When Afghanistan was devastated under US occupation, no one asked how many were killed or how many millions suffered under the “war on terror.”

When Iraq was illegally invaded in 2003, hundreds of thousands died, infrastructure collapsed, and chaos reigned – all branded “a march to democracy.”

Lebanon is repeatedly targeted by Israeli aggression, and forbidden from building a genuine independent state – because its independence threatened Israel’s “superiority.” Yet media campaigns portrayed the resistance as the source of crises, ignoring those who imposed siege, funded division, and shot the economy.

In Syria, the destruction was not caused by “Iranian influence” as popularized, but by an international project that mobilized thousands of fighters from ISIS, the Nusra Front, and other groups with Persian Gulf funding and western complicity. Iran was one of the few powers that helped prevent Damascus’s collapse. The government eventually fell under crushing economic siege, not from Iranian projection.

As for Yemen, the war was not a proxy conflict, as simplified by the media, but direct aggression by Saudi Arabia and the UAE, backed by Washington, turning the country into one enduring some of the worst humanitarian catastrophes in the 21st century.

In Palestine, people have been slaughtered and killed by bombs and siege for decades, yet their resistance movements are demonized more than the perpetrators. The mainstream media denies the occupied people’s right to self–defense, demonizing their rockets while ignoring the occupation’s fighter jets that annihilate families and destroy cities.

In Sudan, systematic ethnic cleansing is unfolding – led by the Rapid Support Forces (RSF) in Darfur, accused of mass killings, forced displacement, and genocide.
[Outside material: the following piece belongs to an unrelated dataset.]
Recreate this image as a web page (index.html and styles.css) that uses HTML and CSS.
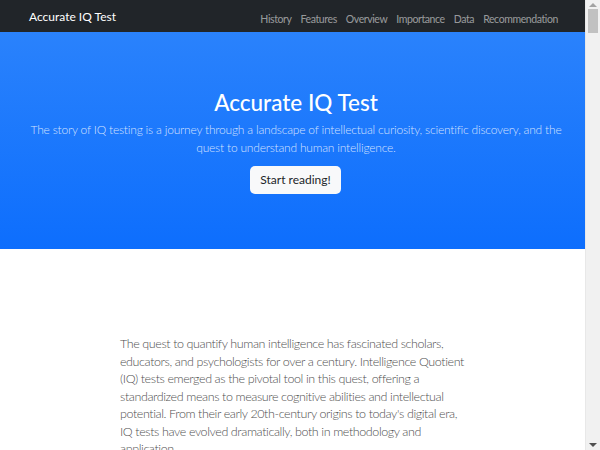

Militias regionally backed by the UAE and Israel are implicated. The mainstream treats the conflict as a marginal crisis.

The propaganda effort has flipped the narrative on its head – those who invade and occupy are cast as peacemakers, while those who resist them are branded as threats. If Arab appeals for “peace” continue on these terms, they will read not as a quest for justice, but as a quiet signal of submission.